How would you describe your morning commute?
If you’re like most people, it starts with a ballpark estimate of how long it usually takes. Or maybe several estimates, depending on when you leave for work, how bad traffic is, or whether you’re walking, driving, or taking the bus.
There’s something strange here: we’re answering a question about a trip through physical space, with numbers in units of time. Often, the trip itself — which roads to take, landmarks along the way, miles and kilometers traveled — comes up later, if at all.
An opportunity
Almost 25 years into digital mapping, we’re at an interesting crossroads. Maps are useful for understanding (very literally) the lay of the land, and guide our direct interactions with that land. But computers have also gotten really good at these tasks: GPS pinpoints our current location, geocoders can look up the street address, and navigation apps plan cross-country trips in a split second. Together, they assure us that we’ll never really be completely lost, and every destination is somehow reachable.
At the same time, our decision-making around places — where to go for lunch, if a certain day trip is feasible, and yes, whether a commute is practical — have shifted toward how long it takes to get there. But we still rely on traditional maps to do that: eyeballing straight-line distances, and running that through some alchemy of guesswork and firsthand experience to how long that trip would take.
What would a more directly useful visualization — indeed, a map of time — look like?
Prior art
In city centers with a lot of walking traffic, you may see maps overlaid with progressively larger circles, to estimate travel time based on simple physical distance. But this assumes that people move like crows fly: that there’s a straight-line road for anywhere we want to go, through concrete walls and over lakes, without traffic ever to slow us down. In an urban setting, none of these are practical assumptions to make.
Isochrones get us a bit closer. With a starting point and a mode of travel, they examine the actual geometry of surrounding roads, to delineate an area based on how long it takes to get there. Areas within the same isochrone (Greek for “same time”) take a similar time to reach. Tendrils extend along fast-moving corridors, and squeeze to wrap around mountains, rivers, and other natural barriers.
A step further
But at the core, these maps still serve double duty in visualizing both space and time. Recently, we’ve been thinking of a visualization that cuts directly to the way in which people make decisions about where to go: what would a map look like if we swept the physical world away completely, in favor of the time needed to move around it?

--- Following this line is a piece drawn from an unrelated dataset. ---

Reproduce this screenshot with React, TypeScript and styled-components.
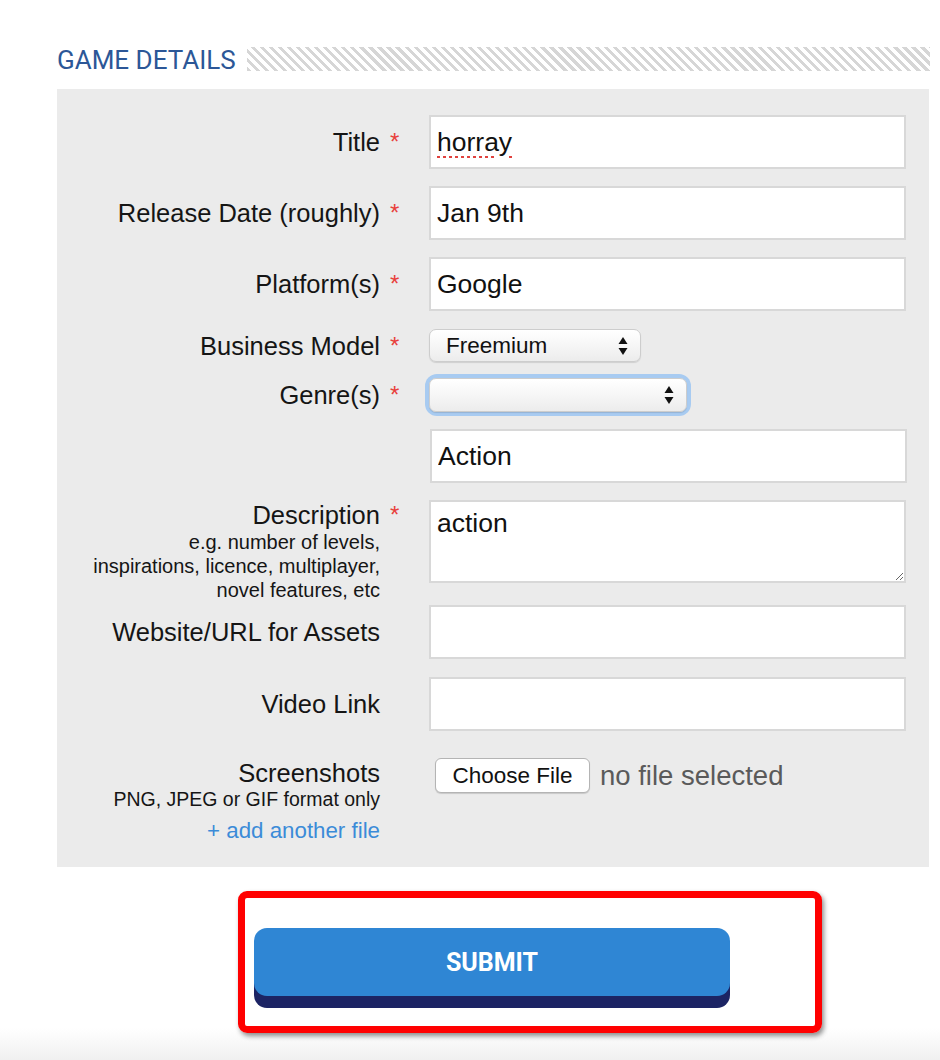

We’ve been prototyping a simple discovery tool on this idea. We take search results from the Foursquare API and array them around the user at the center:
In this time map, we preserve the direction of each point, relative to the user. But the visual distance from that center point is determined by the time it takes to get there, whether driving, biking, or on foot.

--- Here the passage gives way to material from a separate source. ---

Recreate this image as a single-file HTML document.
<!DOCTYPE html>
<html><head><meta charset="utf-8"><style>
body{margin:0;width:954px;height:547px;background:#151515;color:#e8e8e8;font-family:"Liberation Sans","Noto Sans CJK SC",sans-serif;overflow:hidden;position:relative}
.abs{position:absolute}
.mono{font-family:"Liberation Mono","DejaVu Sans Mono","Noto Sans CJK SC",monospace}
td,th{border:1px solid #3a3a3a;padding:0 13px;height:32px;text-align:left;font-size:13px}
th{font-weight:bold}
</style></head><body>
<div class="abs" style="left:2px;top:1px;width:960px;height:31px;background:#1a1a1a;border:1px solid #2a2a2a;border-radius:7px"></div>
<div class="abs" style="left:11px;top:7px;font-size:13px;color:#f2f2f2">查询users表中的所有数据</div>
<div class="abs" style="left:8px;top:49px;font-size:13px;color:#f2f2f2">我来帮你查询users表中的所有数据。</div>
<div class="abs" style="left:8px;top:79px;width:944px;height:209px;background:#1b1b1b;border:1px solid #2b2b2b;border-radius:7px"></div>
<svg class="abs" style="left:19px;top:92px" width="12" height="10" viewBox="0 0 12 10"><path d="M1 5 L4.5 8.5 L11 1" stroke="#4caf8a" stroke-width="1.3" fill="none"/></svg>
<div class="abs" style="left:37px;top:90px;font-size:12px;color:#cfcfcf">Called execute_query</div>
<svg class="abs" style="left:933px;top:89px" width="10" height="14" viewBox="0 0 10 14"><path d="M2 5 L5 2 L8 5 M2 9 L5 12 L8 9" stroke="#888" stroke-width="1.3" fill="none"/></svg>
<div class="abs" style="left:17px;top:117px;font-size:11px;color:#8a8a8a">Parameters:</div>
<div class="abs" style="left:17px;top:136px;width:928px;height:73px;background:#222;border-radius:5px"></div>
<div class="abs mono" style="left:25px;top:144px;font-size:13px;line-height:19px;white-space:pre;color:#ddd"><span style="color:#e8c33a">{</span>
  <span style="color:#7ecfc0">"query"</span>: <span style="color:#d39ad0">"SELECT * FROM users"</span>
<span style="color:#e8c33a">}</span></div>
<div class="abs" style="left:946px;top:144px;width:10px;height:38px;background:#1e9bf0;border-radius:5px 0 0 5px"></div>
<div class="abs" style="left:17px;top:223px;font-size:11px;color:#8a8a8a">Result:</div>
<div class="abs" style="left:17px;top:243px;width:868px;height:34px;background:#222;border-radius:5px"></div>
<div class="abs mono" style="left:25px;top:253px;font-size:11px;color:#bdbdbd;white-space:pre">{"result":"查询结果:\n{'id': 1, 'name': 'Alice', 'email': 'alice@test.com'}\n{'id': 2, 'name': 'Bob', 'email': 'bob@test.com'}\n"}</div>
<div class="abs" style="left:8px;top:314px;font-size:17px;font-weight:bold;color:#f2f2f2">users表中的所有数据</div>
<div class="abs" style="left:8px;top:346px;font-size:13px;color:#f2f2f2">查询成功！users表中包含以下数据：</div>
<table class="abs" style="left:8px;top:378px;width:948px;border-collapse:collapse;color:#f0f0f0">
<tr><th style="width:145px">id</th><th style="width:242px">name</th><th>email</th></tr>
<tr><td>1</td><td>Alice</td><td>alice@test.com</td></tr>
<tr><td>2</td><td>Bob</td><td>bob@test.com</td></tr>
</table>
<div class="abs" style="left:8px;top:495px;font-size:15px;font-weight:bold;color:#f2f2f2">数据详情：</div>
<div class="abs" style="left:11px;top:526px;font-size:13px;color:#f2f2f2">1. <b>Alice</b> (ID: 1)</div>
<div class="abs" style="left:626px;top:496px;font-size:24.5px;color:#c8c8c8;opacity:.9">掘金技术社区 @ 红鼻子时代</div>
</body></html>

By removing literal geography, we now have a map that more closely reflects the way we think about our environment: a cluster of restaurants “five minutes that way” versus “ten minutes the other.” We can watch our surroundings literally expand and contract with different means of travel. And only after choosing a destination do we think about roads, turns, and the specifics of how to get there.
Notes on tech
Undergirding all of this, of course, is a bag of low-level tools that do the heavy lifting: Mapbox Geocoding API for positioning, locations from Foursquare, Mapbox Matrix API for travel time calculations, and Mapbox GL for visualization.
From a design perspective, each piece is the smallest complete articulation of a solution to a problem. This modular format affords developers maximum expressiveness and flexibility to incorporate exactly the toolkit they need. It becomes ever more critical as we continually push, tailor, and redefine the user experiences we build.